When I first came around, but we were dealing with maybe 20-25 hours of material that was already written that you couldn’t do. Maybe 25, maximum, half of that was dated stuff from the old days. Now, every new comic has thousands of hours that have already been observed. I mean, that’s fucking hard. It’s such a miracle that there’s so many fucking comics because they’re dealing with a bunch of shit that’s been covered. It’s fucking amazing when you think that people can still write an hour of standup.

SD: I never really thought about that. In terms of how many people are doing it, and how many people have done it for 50, 70 years.

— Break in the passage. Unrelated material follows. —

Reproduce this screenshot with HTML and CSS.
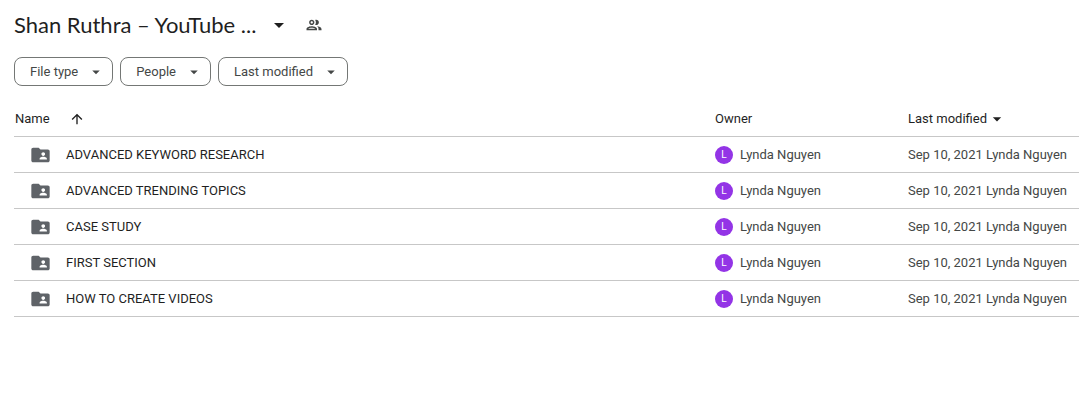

CQ: I never thought about it until just this second when we started talking about it. I thought about how many stand-ups there are. There’s a lot of competition, but I never thought, "Wow, they’re dealing with all this other stuff."

SD: Do you have any regrets over the years? About comedy, about your career, anything?

CQ: Of course, I have a lot of regrets. I could have taken it less seriously in certain ways. I can get very tense. I could have had better perspective on life. So that was definitely one. And my biggest regret is that I quit smoking 23 years ago. I didn’t realize how much I loved it. I do mourn cigarettes.

SD: And that’s difficult in New York.

CQ: Yeah I have some regrets, sure. Career-wise, I feel like there’s things that I wish I would have known earlier. But, I feel like my instinct was correct. I feel like even though I screwed up the whole time, I wasn’t trying to pander. That’s something I’m proud of, that I was always like hey I think it’s funny, I think it’s legitimate I’m saying it.

SD: What can we see you doing in the near future?

CQ: I just finished New York Story, I’m trying to get somebody to buy that to film it. Maybe I’ll just put it out myself if I just film it. That’s it. That’s all I got going on. That and Cop Show.